The husband challenged the jurisdiction of the Michigan court on the grounds that the wife did not meet the residency requirements to file in Michigan, that Michigan was not the home state of the children under the Uniform Child Custody Jurisdiction and Enforcement Act (“UCCJEA”) to determine custody issues, and that India was the most convenient forum to hear this action. The husband further attempted to dismiss the proceedings in Michigan because he had filed first in India, but the trial court determined that this motion was not timely filed. Ultimately, the Oakland County Circuit Court granted a default judgment of divorce and awarded sole custody of the children to the wife, despite the fact that the children remained in India. The husband appealed this decision to the Michigan Court of Appeals.
For a party to obtain a divorce in Michigan, MCL 552.9(1) requires that either the plaintiff or defendant has resided in the state for 180 days immediately before filing and resided in the county where the complaint is filed for 10 days immediately before filing. The husband argued that the wife did not establish jurisdiction to file because she was not continuously present in Michigan for 180 days prior to filing. Although the couple still had a home in Sterling Heights, Michigan, the wife was in India for two years prior to coming back. The Court of Appeals held the established domicile that the couple had in Sterling Heights, Michigan, is not destroyed by the temporary absence of the wife if she had no intention of changing her domicile. The wife had testified that she was still undergoing citizen proceedings in the United States, that she never intended to live in India permanently and that the husband physically and financially forced her to stay in India after he learned that she wanted to leave with the children back to Michigan. The Court of Appeals accepted that the wife never intended to live permanently in India and, thus, the Oakland County Circuit Court always had jurisdiction for the divorce action to be filed there.

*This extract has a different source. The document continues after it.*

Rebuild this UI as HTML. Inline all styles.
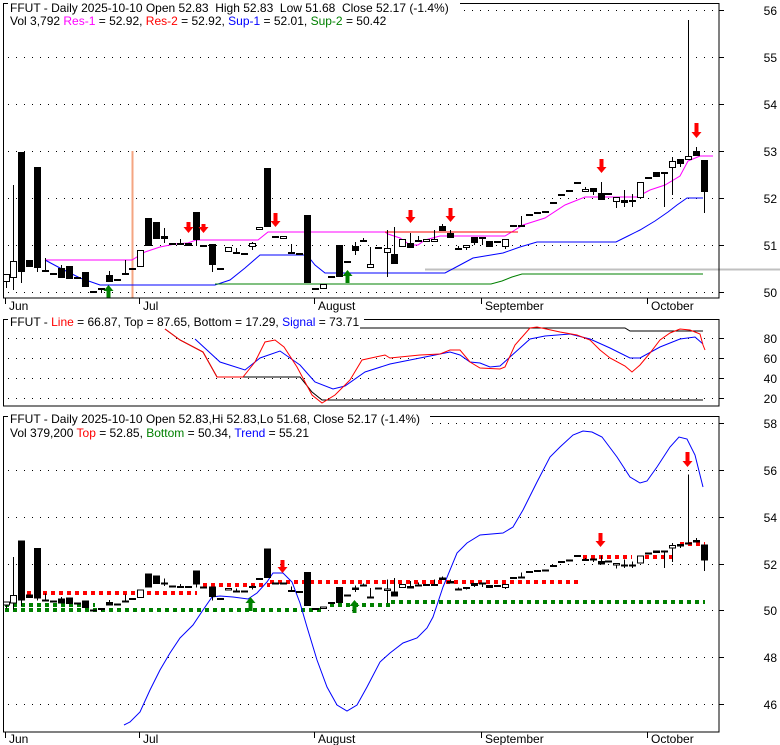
<!DOCTYPE html>
<html><head><meta charset="utf-8">
<style>
html,body{margin:0;padding:0;background:#fff;width:780px;height:745px;overflow:hidden}
svg{display:block}
text{font-family:"Liberation Sans",Arial,sans-serif;font-size:12px;fill:#000}
</style></head>
<body>
<svg id="s" width="780" height="745" xmlns="http://www.w3.org/2000/svg">
<g id="grid"></g>
<g id="lines"></g>
<g id="candles"></g>
<g id="arrows"></g>
<g id="frame" fill="none" stroke="#000" stroke-width="1">
<rect x="3.5" y="3.5" width="715.5" height="294.5"/>
<rect x="3.5" y="319.5" width="715.5" height="86.5"/>
<rect x="3.5" y="416.5" width="715.5" height="315.5"/>
</g>
<g id="labels"></g>
<g id="titles">
<rect x="8" y="0" width="452" height="13" fill="#fff"/>
<text x="10" y="12" xml:space="preserve">FFUT - Daily 2025-10-10 Open 52.83  High 52.83  Low 51.68  Close 52.17 (-1.4%)</text>
<text x="10" y="25">Vol 3,792 <tspan fill="#ff00ff">Res-1</tspan> = 52.92, <tspan fill="#ff0000">Res-2</tspan> = 52.92, <tspan fill="#0000ff">Sup-1</tspan> = 52.01, <tspan fill="#008000">Sup-2</tspan> = 50.42</text>
<rect x="8" y="313" width="356" height="14" fill="#fff"/>
<text x="10" y="326">FFUT - <tspan fill="#ff0000">Line</tspan> = 66.87, Top = 87.65, Bottom = 17.29, <tspan fill="#0000ff">Signal</tspan> = 73.71</text>
<rect x="8" y="410" width="422" height="14" fill="#fff"/>
<text x="10" y="423">FFUT - Daily 2025-10-10 Open 52.83,Hi 52.83,Lo 51.68, Close 52.17 (-1.4%)</text>
<text x="10" y="437">Vol 379,200 <tspan fill="#ff0000">Top</tspan> = 52.85, <tspan fill="#008000">Bottom</tspan> = 50.34, <tspan fill="#0000ff">Trend</tspan> = 55.21</text>
</g>
</svg>
<script>
var NS="http://www.w3.org/2000/svg";
function el(p,t,a){var e=document.createElementNS(NS,t);for(var k in a)e.setAttribute(k,a[k]);document.getElementById(p).appendChild(e);return e;}
function pl(p,pts,c,w,extra){var a={points:pts.map(function(q){return q[0]+","+q[1]}).join(" "),fill:"none",stroke:c,"stroke-width":w||1};for(var k in extra)a[k]=extra[k];return el(p,"polyline",a);}
function grid(ys,labs){ys.forEach(function(y,i){
 el("grid","line",{x1:8,x2:716,y1:y+0.5,y2:y+0.5,stroke:"#000","stroke-dasharray":"1 7"});
 el("frame","line",{x1:719,x2:724,y1:y+0.5,y2:y+0.5,stroke:"#000"});
 var t=el("labels","text",{x:777,y:y+5,"text-anchor":"end"});t.textContent=labs[i];});}
grid([10,57,104,151,198,245,292],["56","55","54","53","52","51","50"]);
grid([338,358,378,398],["80","60","40","20"]);
grid([423,470,517,564,610,657,704],["58","56","54","52","50","48","46"]);
[[5,"Jun"],[139,"Jul"],[314,"August"],[481,"September"],[647,"October"]].forEach(function(m){
 [[298,310],[732,743]].forEach(function(r){
  el("frame","line",{x1:m[0]+0.5,x2:m[0]+0.5,y1:r[0],y2:r[0]+6,stroke:"#000"});
  var t=el("labels","text",{x:m[0]+4,y:r[1]});t.textContent=m[1];});});
el("lines","line",{x1:132.5,x2:132.5,y1:151,y2:298,stroke:"#f4a582","stroke-width":2});
el("lines","line",{x1:425,x2:780,y1:269.5,y2:269.5,stroke:"#c0c0c0","stroke-width":2});
pl("lines",[[45,260],[132,260],[145,252],[160,247],[175,244],[188,243],[196,240],[258,240],[268,232],[385,232],[388,234],[400,238],[410,245],[418,245],[425,240],[440,236],[505,236],[515,230],[523,225],[545,218],[565,205],[585,197],[637,197],[650,190],[665,185],[680,176],[688,161],[700,156],[713,156]],"#ff00ff");
pl("lines",[[385,232],[518,232]],"#ff0000");
pl("lines",[[45,260],[60,268],[80,278],[100,285],[215,285],[230,280],[245,268],[260,255],[307,255],[315,265],[325,273],[445,273],[460,265],[473,258],[503,253],[520,247],[537,242],[616,242],[628,236],[640,230],[655,221],[668,212],[677,205],[687,198],[703,198]],"#0000ff");
pl("lines",[[215,284],[491,284],[502,281],[512,277],[522,274],[703,274]],"#008000");
pl("lines",[[165,329],[180,340],[203,352],[217,377],[300,377],[312,392],[322,400],[703,400]],"#000");
pl("lines",[[360,328],[625,328],[630,331],[703,331]],"#000");
pl("lines",[[195,339],[220,362],[245,370],[260,358],[280,351],[300,365],[315,382],[333,389],[345,386],[365,372],[390,364],[420,358],[450,352],[460,355],[470,362],[480,363],[490,367],[500,366],[510,357],[530,339],[545,336],[570,334],[590,339],[610,348],[630,358],[640,358],[660,347],[680,339],[695,337],[703,344]],"#0000ff");
pl("lines",[[165,329],[180,340],[203,352],[217,377],[243,377],[255,362],[265,342],[275,340],[284,347],[297,367],[312,395],[322,403],[335,395],[350,380],[362,360],[385,355],[390,358],[420,355],[440,354],[450,350],[460,350],[470,362],[480,368],[500,369],[505,367],[515,345],[530,328],[537,327],[560,332],[577,335],[590,340],[600,350],[610,358],[625,366],[632,372],[640,365],[650,353],[660,340],[670,333],[680,329],[690,330],[700,334],[703,345],[705,350]],"#ff0000");
var dot={"stroke-dasharray":"4 4"};
pl("lines",[[5,610],[325,610]],"#008000",4,dot);
pl("lines",[[5,605],[95,605]],"#008000",4,dot);
pl("lines",[[330,605],[390,605],[390,602],[705,602]],"#008000",4,dot);
pl("lines",[[27,593],[197,593]],"#ff0000",4,dot);
pl("lines",[[203,585],[270,585]],"#ff0000",4,dot);
pl("lines",[[270,582],[578,582]],"#ff0000",4,dot);
pl("lines",[[583,557],[632,557]],"#ff0000",4,dot);
pl("lines",[[645,557],[673,557]],"#ff0000",4,dot);
pl("lines",[[680,544],[705,544]],"#ff0000",4,dot);
pl("lines",[[124,725],[130,722],[140,712],[150,690],[160,670],[170,653],[180,638],[193,625],[203,610],[212,597],[220,596],[233,597],[248,599],[257,593],[267,582],[273,573],[283,573],[292,582],[300,603],[307,627],[317,660],[327,687],[337,705],[347,711],[357,705],[367,687],[380,662],[390,653],[403,643],[417,638],[427,628],[433,617],[443,587],[457,553],[467,543],[480,535],[503,533],[513,527],[523,510],[537,482],[550,457],[560,447],[573,435],[583,431],[592,432],[602,437],[617,457],[630,477],[640,483],[647,481],[657,467],[670,447],[679,437],[687,439],[695,455],[703,487]],"#0000ff");
var C=[[6,274,282,274,288,'h'],[13,261,278,185,290,'h'],[21,152,272,152,283,'b'],[29,260,267,260,267,'b'],[37,167,268,167,272,'b'],[45,270,272,258,272,'b'],[53,274,274,274,274,'d'],[61,268,278,265,278,'b'],[69,266,279,266,279,'b'],[77,278,278,278,278,'d'],[85,272,287,272,287,'b'],[93,292,292,292,292,'d'],[101,289,289,289,293,'d'],[109,275,282,271,282,'b'],[117,280,280,280,280,'d'],[125,274,274,260,274,'d'],[132,269,269,269,269,'d'],[140,250,267,250,267,'h'],[148,218,246,218,246,'b'],[156,222,239,222,239,'b'],[164,236,239,228,243,'b'],[172,244,244,244,244,'d'],[180,243,245,239,245,'b'],[188,243,246,243,246,'b'],[196,212,240,212,246,'b'],[203,246,246,246,246,'d'],[212,244,265,244,272,'b'],[220,269,269,269,269,'d'],[228,247,252,247,252,'h'],[236,252,254,248,254,'b'],[244,254,254,254,254,'d'],[252,243,247,242,250,'h'],[259,227,230,227,230,'h'],[267,168,227,168,227,'b'],[275,236,238,236,238,'b'],[283,236,239,236,239,'h'],[291,253,253,244,253,'d'],[299,253,255,253,255,'h'],[307,215,283,215,283,'b'],[315,289,289,289,289,'d'],[323,284,289,284,289,'h'],[331,277,277,277,277,'d'],[339,245,277,245,277,'b'],[347,262,262,262,262,'d'],[355,246,251,242,255,'b'],[363,240,242,238,242,'h'],[370,264,268,247,268,'h'],[378,248,248,248,248,'d'],[387,248,253,230,277,'h'],[394,254,264,227,264,'b'],[402,239,247,239,247,'h'],[410,243,248,233,248,'b'],[418,240,242,236,242,'b'],[426,239,242,239,242,'h'],[434,239,242,230,242,'h'],[442,226,231,224,231,'b'],[450,233,238,230,238,'b'],[458,248,250,246,250,'h'],[466,245,248,245,250,'h'],[474,237,243,237,245,'b'],[482,238,238,238,245,'d'],[489,241,247,241,247,'b'],[497,241,243,241,243,'h'],[505,239,247,239,249,'h'],[513,225,227,225,227,'h'],[521,226,226,216,226,'d'],[529,215,215,215,215,'d'],[537,213,213,213,213,'d'],[545,212,212,212,212,'d'],[553,203,203,203,203,'d'],[561,195,195,195,195,'d'],[569,190,192,190,192,'b'],[577,183,183,183,183,'d'],[585,189,192,187,192,'h'],[593,188,192,188,195,'b'],[601,193,200,182,200,'b'],[608,194,194,194,194,'d'],[616,197,202,197,208,'h'],[624,200,203,190,207,'b'],[632,200,202,194,207,'b'],[640,182,198,182,198,'h'],[648,178,178,178,178,'d'],[656,172,177,172,177,'b'],[664,172,174,172,207,'h'],[672,161,168,157,195,'h'],[680,159,164,159,167,'b'],[688,156,160,20,160,'h'],[696,151,156,147,156,'b'],[704,160,192,160,213,'b']];
function candle(c,f){var x=c[0],t=f(c[1]),b=f(c[2]),wt=f(c[3]),wb=f(c[4]);
 if(wb-wt>0.5)el("candles","line",{x1:x+0.5,x2:x+0.5,y1:wt,y2:wb,stroke:"#000"});
 if(c[5]=='d'){el("candles","rect",{x:x-3,y:t-1,width:7,height:2,fill:"#000"});}
 else if(c[5]=='b'){el("candles","rect",{x:x-3,y:t,width:7,height:Math.max(b-t,2),fill:"#000"});}
 else{el("candles","rect",{x:x-2.5,y:t+0.5,width:6,height:Math.max(b-t-1,1),fill:"#fff",stroke:"#000"});}}
C.forEach(function(c){candle(c,function(y){return y});candle(c,function(y){return 464.5+y/2});});
function arrow(x,y1,y2,col,up){var h=y2-y1,d;
 if(!up)d="M"+(x-1.5)+","+y1+"h4v"+(h-6)+"h3l-5,6l-5,-6h3z";
 else d="M"+(x-1.5)+","+y2+"h4v"+(-(h-6))+"h3l-5,-6l-5,6h3z";
 el("arrows","path",{d:d,fill:col});}
[[188,222,233],[203,224,233],[275,213,227],[410,210,223],[450,208,222],[601,159,173],[696,123,138],[282,560,573],[600,533,547],[687,452,467]].forEach(function(a){arrow(a[0],a[1],a[2],"#ff0000",false)});
[[108,285,298],[347,270,283],[250,597,611],[354,600,613]].forEach(function(a){arrow(a[0],a[1],a[2],"#008000",true)});
</script>
</body></html>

However, the Court of Appeals found that Michigan lacked jurisdiction under UCCJEA to make a custody determination because India, not Michigan, was the children’s “home state”. MCL 722.1102(g) defines a child’s home state as “the state in which a child lived with a parent or a person acting as a parent for at least 6 consecutive months immediately before the commencement of a child-custody proceeding.” For Oakland County Circuit Court to exercise jurisdiction over the children, it would have to determine that Michigan is the home state, or that another home state declines to exercise jurisdiction, or that there is no home state. UCCJEA defines “another home state” to be applicable to a foreign country. There is no dispute that the children lived in India for six months prior to the divorce filing. There is no evidence that India was unwilling to exercise its jurisdiction over the children. Therefore, the trial court erred when it determined that it had jurisdiction over the custody dispute under UCCJEA.
Under the circumstances, Oakland County Circuit Court should have bifurcated the divorce proceedings, meaning that Michigan would hear and make decisions regarding issues of the marital property and India would hear and make decisions regarding issues of child custody. Michigan would act on child custody only if India declined to take action. Therefore, the aspects of the default judgment of divorce relating to child custody are reversed and remanded back to the trial court to determine jurisdiction with India consistent with the Court of Appeals opinion.
Divorce and child custody proceedings involving parties living in different states or foreign countries can be extremely frustrating and complicated. One should not assume that he or she can simply relocate to a more favorable or convenient court and that would automatically create jurisdiction for their family law issue. It is well advised to consult with an experienced family law attorney regarding jurisdiction before wasting time and money on a legal action that may ultimately become dismissed.